A couple hundred people crowded into the grade-school gym to hear a chilling message from Hudspeth County Sheriff Arvin West.



"You farmers, I'm telling you right now, arm yourselves," he said. "As they say the old story is, it's better to be tried by 12 than carried by six. Damn it, I don't want to see six people carrying you."



You farmers, I'm telling you right now, arm yourselves. As they say the old story is, it's better to be tried by 12 than carried by six. Damn it, I don't want to see six people carrying you.



- Hudspeth County Sheriff Arvin West



His warning was prompted by the killing of the Arizona rancher, and the spiraling violence a couple of miles away in Mexico in a region known as the Valley of Juarez. The notorious smuggling territory is being fought over by the Sinaloa and the Juarez cartels.



"One of the men that works for me had five people killed in front of his house over there [in Mexico] this past weekend," says Curtis Carr, who is a farmer and county commissioner. "And he's moving his family over here this week. It's serious over there. Whether or not it's gonna spill over here, I don't know."



Nobody knows.



'They Poked His Eyes Out'



The sheriff warned citizens to be alert and report strange vehicles on their streets. But at the same time, he said, don't succumb to fear.



"We haven't had anybody kidnapped here yet, but it could come," he said. "We haven't had anybody killed here, but that could come."



The violence in the Juarez Valley directly affects this little Texas town.



A couple of weeks ago, gunmen in the Juarez Valley killed the Mexican relative of a Fort Hancock high school student. When the student's family in Fort Hancock heard about it, they crossed the border at 10 a.m. to see the body, and took the student with them.



"By 10:30, they had stabbed the relatives that went with him, which included his grandparents, with an ice pick," says school superintendent Jose Franco. "My understanding is that the gentleman is like 90 years old, and they poked his eyes out with an ice pick. I believe those people are still in intensive care here in a hospital in the U.S."



Franco says the boy has isolated himself from other students so they won't ask him about the gruesome attack that he witnessed.



Tactics To Drive Out Rivals: Arson, Murder



The Valley of Juarez has a long history of human and drug trafficking.
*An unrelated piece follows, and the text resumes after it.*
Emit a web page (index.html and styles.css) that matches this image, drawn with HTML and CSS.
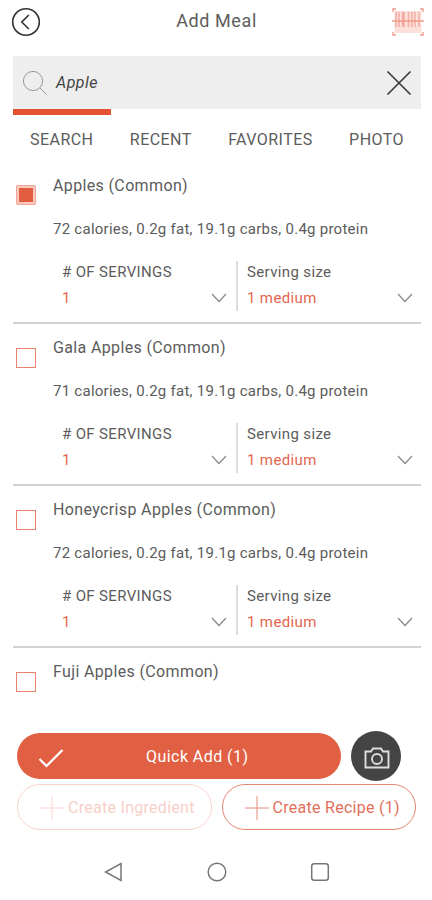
FILE: index.html
```html
<!DOCTYPE html>
<html lang="en">
<head>
  <meta charset="UTF-8" />
  <meta name="viewport" content="width=device-width, initial-scale=1.0"/>
  <title>Add Meal</title>
  <link rel="stylesheet" href="styles.css">
</head>
<body>

<header>
  <svg class="back" viewBox="0 0 30 30"><circle cx="15" cy="15" r="13.3"/><path d="M17.8 8 L10.8 15 L17.8 22"/></svg>
  <h1>Add Meal</h1>
  <svg class="barcode" viewBox="0 0 34 30">
    <path class="fill" d="M3.500 4h27v22h-27z"/>
    <path class="bars" d="M5 5v15M8 5v15M11.500 5v15M13 5v15M17.500 5v15M21 5v15M24 5v15M28 5v15"/>
    <path class="corners" d="M2 5V2H5M29 2h3v3M2 25v3H5M29 28h3v-3M1 14h32"/>
  </svg>
</header>

<div class="search-box">
  <svg class="glass" viewBox="0 0 26 26"><circle cx="11" cy="11" r="9.600"/><path d="M18 18 L24.500 24.500"/></svg>
  <span class="query">Apple</span>
  <svg class="clear" viewBox="0 0 26 26"><path d="M1.500 1.500 L24.500 24.500 M24.500 1.500 L1.500 24.500"/></svg>
</div>
<div class="tab-line"></div>

<nav class="tabs">
  <span>SEARCH</span>
  <span>RECENT</span>
  <span>FAVORITES</span>
  <span>PHOTO</span>
</nav>

<main id="foods" class="foods"></main>

<footer>
  <div class="row">
    <button class="quick-add">
      <svg class="check" viewBox="0 0 26 20"><path d="M1.500 11 L8.500 18 L24.500 2"/></svg>
      <span>Quick Add (1)</span>
    </button>
    <button class="camera">
      <svg viewBox="0 0 26 22"><path d="M1.500 4.500h5.500l2-3h8l2 3h5.500v16h-23z"/><circle cx="13" cy="12" r="5"/></svg>
    </button>
  </div>
  <div class="row create">
    <button class="outline disabled">
      <svg class="plus" viewBox="0 0 24 24"><path d="M12 0v24M0 12h24"/></svg><span>Create Ingredient</span>
    </button>
    <button class="outline recipe">
      <svg class="plus" viewBox="0 0 24 24"><path d="M12 0v24M0 12h24"/></svg><span>Create Recipe (1)</span>
    </button>
  </div>
</footer>

<div class="system-nav">
  <svg viewBox="0 0 20 20"><path d="M17 1.500v17L1.500 10z"/></svg>
  <svg viewBox="0 0 20 20"><circle cx="10" cy="10" r="8.800"/></svg>
  <svg viewBox="0 0 20 20"><rect x="1.700" y="1.700" width="16.600" height="16.600" rx="2.500"/></svg>
</div>

<script>
  const foods = [
    { name: 'Apples (Common)', calories: 72, checked: true },
    { name: 'Gala Apples (Common)', calories: 71 },
    { name: 'Honeycrisp Apples (Common)', calories: 72 },
    { name: 'Fuji Apples (Common)', calories: 72 }
  ];

  const chevron = '<svg class="chevron" viewBox="0 0 16 10"><path d="M1 1 L8 8.500 L15 1"/></svg>';

  document.getElementById('foods').innerHTML = foods.map((food, i) => `
    <div class="food">
      <div class="checkbox${food.checked ? ' checked' : ''}"></div>
      <div class="info">
        <div class="name">${food.name}</div>
        ${i === foods.length - 1 ? '' : `
        <div class="facts">${food.calories} calories, 0.2g fat, 19.1g carbs, 0.4g protein</div>
        <div class="servings">
          <div class="field amount">
            <div class="label">&#35; OF SERVINGS</div>
            <div class="value"><span>1</span>${chevron}</div>
          </div>
          <div class="field size">
            <div class="label">Serving size</div>
            <div class="value"><span>1 medium</span>${chevron}</div>
          </div>
        </div>`}
      </div>
    </div>`).join('');
</script>

</body>
</html>
```
FILE: styles.css
```css
* {
  box-sizing: border-box;
}

body {
  margin: 0;
  height: 900px;
  overflow: hidden;
  display: flex;
  flex-direction: column;
  font-family: Roboto, sans-serif;
  font-size: 16px;
  background: #fff;
  color: #5c5c5c;
}

svg {
  display: block;
  flex: none;
  fill: none;
  stroke: currentColor;
}

header {
  height: 56px;
  padding: 7px 7px 0 11px;
  display: flex;
  justify-content: space-between;
  align-items: flex-start;
}

h1 {
  margin: 2px 0 0 1px;
  font-size: 18px;
  line-height: 24px;
  font-weight: 400;
  letter-spacing: 0.6px;
}

.back {
  width: 30px;
  height: 30px;
  color: #333;
  stroke-width: 1.6;
}

.barcode {
  width: 34px;
  height: 30px;
  color: #f2aca1;
}

.barcode .fill {
  fill: #fde0db;
  stroke: none;
}

.barcode .bars {
  stroke-width: 1.5;
}

.barcode .corners {
  stroke: #ee9a8a;
  stroke-width: 1.3;
}

.search-box {
  height: 53px;
  margin: 0 11px 0 13px;
  padding: 0 9px;
  display: flex;
  align-items: center;
  background: #eee;
}

.glass {
  width: 26px;
  height: 26px;
  color: #999;
}

.query {
  flex: 1;
  margin-left: 8px;
  font-style: italic;
  letter-spacing: 0.5px;
  color: #444;
}

.clear {
  width: 26px;
  height: 26px;
  color: #3c3c3c;
  stroke-width: 1.7;
}

.tab-line {
  width: 98px;
  height: 6px;
  margin-left: 13px;
  background: #e65230;
}

.tabs {
  height: 47px;
  padding: 0 28px 0 30px;
  display: flex;
  justify-content: space-between;
  line-height: 49px;
  letter-spacing: 0.45px;
}

.foods {
  height: 557px;
  margin: 0 11px 0 13px;
}

.food {
  height: 162px;
  padding-top: 12px;
  display: flex;
  border-bottom: 2px solid #d3d3d3;
}

.food:last-child {
  border-bottom: none;
}

.checkbox {
  width: 20px;
  height: 20px;
  margin: 12px 14px 0 3px;
  border: 1px solid #e8806d;
}

.checkbox.checked {
  margin-top: 11px;
  border: 3px solid #f9c9c0;
  border-radius: 2px;
  background: #e25c40;
  outline: 1px solid #f3a496;
  outline-offset: -1px;
}

.info {
  flex: 1;
  padding-left: 3px;
}

.name {
  line-height: 24px;
  letter-spacing: 0.36px;
}

.facts {
  margin-top: 19px;
  font-size: 15px;
  line-height: 24px;
  letter-spacing: 0.26px;
}

.servings {
  height: 50px;
  margin-top: 20px;
  display: flex;
}

.field {
  font-size: 15px;
  letter-spacing: 0.36px;
}

.amount {
  width: 185px;
  padding: 0 9px 0 9px;
  border-right: 2px solid #ddd;
}

.size {
  flex: 1;
  padding: 0 8px 0 9px;
}

.label {
  line-height: 22px;
}

.value {
  display: flex;
  justify-content: space-between;
  align-items: center;
  margin-top: 4px;
  line-height: 22px;
  color: #e4654d;
}

.chevron {
  width: 16px;
  height: 10px;
  color: #888;
  stroke-width: 1.2;
}

footer {
  height: 114px;
  padding: 12px 16px 0 17px;
}

.row {
  display: flex;
  align-items: center;
  gap: 10px;
}

button {
  font: inherit;
  letter-spacing: 0.28px;
  border: none;
  padding: 0;
  display: flex;
  align-items: center;
}

.quick-add {
  width: 324px;
  height: 46px;
  padding-left: 21px;
  border-radius: 23px;
  background: #e15f43;
  color: #fff;
}

.quick-add span {
  margin-left: 82px;
  letter-spacing: 0.45px;
}

.check {
  width: 26px;
  height: 20px;
  margin-top: 4px;
  stroke-width: 2.2;
}

.camera {
  width: 50px;
  height: 50px;
  justify-content: center;
  border-radius: 50%;
  background: #444;
  color: #ddd;
}

.camera svg {
  width: 26px;
  height: 22px;
  margin: 4px 0 0 1px;
  stroke-width: 1.9;
}

.create {
  margin-top: 3px;
}

.outline {
  width: 195px;
  height: 46px;
  padding-left: 22px;
  gap: 4px;
  border: 1px solid #e58472;
  border-radius: 23px;
  background: #fff;
  color: #e2705b;
}

.outline.disabled {
  border-color: #f9d3cc;
  color: #f7cfc7;
}

.plus {
  width: 24px;
  height: 24px;
  margin-top: 2px;
  opacity: 0.8;
}

.system-nav {
  display: flex;
  justify-content: center;
  gap: 83px;
  padding: 29px 0 0 2px;
  color: #777;
}

.system-nav svg {
  width: 20px;
  height: 20px;
  stroke-width: 1.5;
}
```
There's lots of open farmland for illicit activity. It's close to the city of Juarez, a major smuggling point. It's right across from Texas, with Interstate 10 only a few miles to the north.



And the river, the Rio Grande, is no deterrent.



Veteran Border Patrol agent Joe Romero stands on a levee overlooking the international river — which this time of year is but a trickle.



"You can literally walk across the river — and some times of the year not even get wet," he says. "And with the ease with which you can literally cross the border here from one side to the other, this made it very lucrative and appealing to anybody trying to smuggle in whatever contraband they had."



In recent years, the Department of Homeland Security has put up 44 miles of tall fencing across from the Juarez Valley, and doubled the number of Border Patrol agents. As a result, marijuana seizures in this area have fallen 97 percent in the past four years.



But none of this has dampened the drug mafias' vicious competition to dominate the Juarez Valley.



Farmers In Esperanza Flee To Juarez



Esperanza is one of several farm towns in the Juarez Valley terrorized by the narco-war. Last week, traffickers are believed to have torched two houses there and killed the occupant of one. A large bloodstain on the back door of one house marks the spot where the owner was executed.



More than 50 people were killed in the Juarez Valley in March.



Arson and murder are the tactics being used to drive out rival traffickers, as well as the general population.



Along a highway, eight members of the Villareal family stand, their bags packed, waiting for the bus. They say they're all afraid because of the killings. There's no security, no work anymore, and farmers have abandoned their fields.



You know it's bad when people are fleeing for safety to Juarez — the most murderous city in the hemisphere.